For oil companies the world over, the reserves of the former Soviet Union are one of the last big untapped prizes since Russia first opened the industry to foreign investment in 1987. Russia alone has 49 billion barrels of proven oil reserves.
Until the separate Shell and BP ventures were announced last week, only Atlantic Richfield had taken a stake in a major Russian oil company. It promised $5bn over 18 years to Lukoil in February after paying $340m for bonds that convert into a 7.99 per cent equity stake in the Russian company.
The preferred American way to develop fields has been to form a production- sharing deal and a pact to develop a particular field. But none of the projects is yet producing much oil.
Exxon and Texaco, for example, agreed last December to invest $20bn in the Timan Pechora fields north of the Arctic Circle about 1,100 miles from Moscow. That plan has yet to win approval from the government.

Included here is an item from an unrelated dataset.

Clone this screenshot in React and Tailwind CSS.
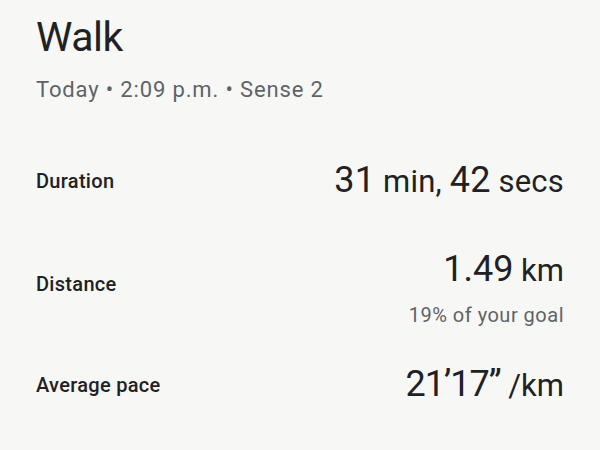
export default function App() {
    return (
        <div className="h-[450px] w-[600px] overflow-hidden bg-[#f7f8f6] px-9 pt-[12px] text-[#202124]" style={{ fontFamily: 'Roboto, "Open Sans", sans-serif' }}>
            <h1 className="text-[41px] leading-[50px] tracking-[-0.5px]">Walk</h1>
            <p className="mt-[14px] text-[22px] leading-[28px] tracking-[0.85px] text-[#5f6368]">Today • 2:09 p.m. • Sense 2</p>

            <div className="mt-[56px] flex items-center justify-between">
                <span className="text-[20px] font-medium tracking-[0.3px]">Duration</span>
                <span className="text-[31px] leading-[40px] tracking-[0.2px]">
                    <span className="text-[36px]">31</span> min, <span className="text-[36px]">42</span> secs
                </span>
            </div>

            <div className="mt-[47px] flex items-start justify-between">
                <span className="mt-[20px] text-[20px] font-medium tracking-[0.3px]">Distance</span>
                <div className="flex flex-col items-end">
                    <span className="text-[31px] leading-[40px]">
                        <span className="text-[36px]">1.49</span> km
                    </span>
                    <span className="mt-[12px] text-[20px] leading-[24px] tracking-[0.5px] text-[#5f6368]">19% of your goal</span>
                </div>
            </div>

            <div className="mt-[37px] flex items-center justify-between">
                <span className="text-[20px] font-medium tracking-[0.3px]">Average pace</span>
                <span className="text-[31px] leading-[40px]">
                    <span className="text-[36px] tracking-[-1px]">21’17”</span> /km
                </span>
            </div>
        </div>
    );
}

The Sakhalin Island project, north of Japan, won't pump until 1999, but has the benefit of being offshore and near markets."We still have hopes that both those projects will proceed," said Robert Black, Texaco's senior vice president in charge of oil exploration. "They have not proceeded as quickly as expected."
Earlier this month BP chief executive John Browne said BP would buy 10 per cent of Sydanco for $750m and invest perhaps $3bn over time. "When we started investigating Russia [in 1990], it wasn't clear the way industry was going to work. We waited until there were real companies in Russia with whom you could do business."
BP's venture with Sydanco, which will tap the Kovyktinskoye gas field near Irkutsk, appears to have political backing. About 2,600 miles from Moscow near the Mongolian border, the field is well-placed to feed rising hunger for energy in the region.
"It gives us the chance to participate in the quickly developing markets of China, Japan and South Korea, as well as the rest of the Pacific region," said Russia's first deputy prime minister, Boris Nemtsov.
The government has done much to make Russia a more attractive place in which to work. The Duma approved production-sharing legislation, and President Boris Yeltsin lifted a 15 per cent cap on foreign ownership of new companies to be privatised. Shareholder rights have been codified in law and - recent weeks aside, when developing economies suffered speculative attacks linked to turbulence in Asia's markets - the rouble has been stable and inflation quelled.
Despite this more optimistic outlook, many oil companies remain wary, preferring to adopt a steady approach.